Investigation of Wood‐Steel Composite Shear Walls Behavioural Parameters

Over the last few years, hybrid steel‐timber components and systems are enjoying increasing popularity in the construction sector, particularly in the case of multistorey timber buildings where significant benefits arise due to faster and safer on‐site erection, improved structural and seismic performance combined with minimized environmental impact. Most of these studies focus on steel frames with Cross‐laminated Timber (CLT) infills and hybrid steel‐timber joints. However, it may only sometime to be possible to satisfy the maximum drift limit prescribed by building codes only with CLT shear walls and hybrid steel‐timber joints. Some promising improvements have been proposed in the literature for improving buckling stability and avoiding excess building drifts. Among these, is a new type of shear wall called the Wood‐Steel Composite Shear Wall, which has much higher stiffness and can drastically reduce the overall building drifts due to the employment of Steel Plate Shear Walls. Regarding the above considerations, this paper assesses the structural behaviour of Wood‐Steel Composite Shear Wall systems via the finite element method.
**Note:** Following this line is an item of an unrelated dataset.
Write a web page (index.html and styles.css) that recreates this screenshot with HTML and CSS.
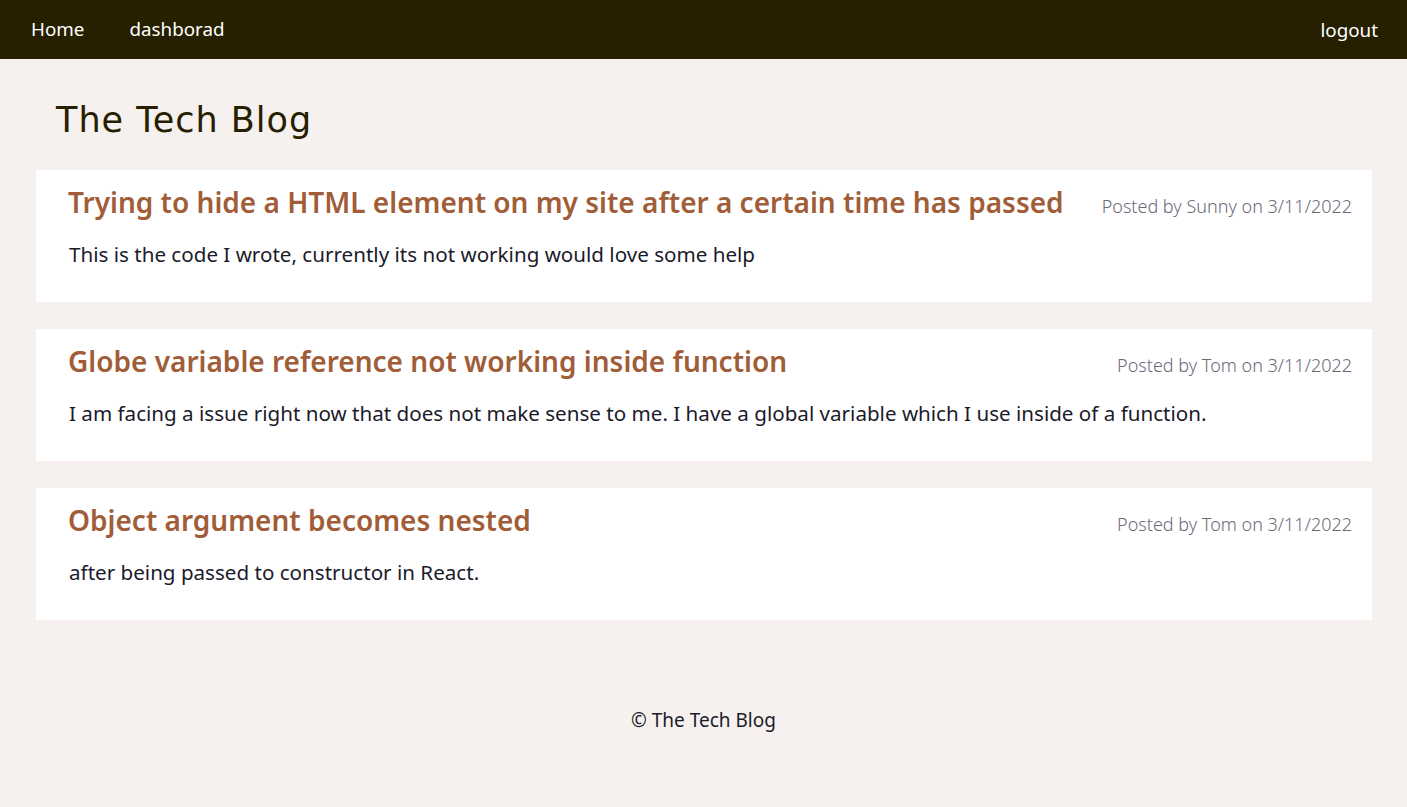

In the developed Wood‐Steel Composite Shear Wal system, glue connects a thin gauge steel web plate to the boundary Laminated Strand Lumber frame. Based on previous experimental studies, finite element modelling was performed to investigate the effects of behavioural parameters on the response of the Wood‐Steel Composite Shear Wall system. It was found that the plate wall thickness has a significant effect on the initial stiffness and the peak capacity of this system, while changing that parameter may not change the failure mode of the system.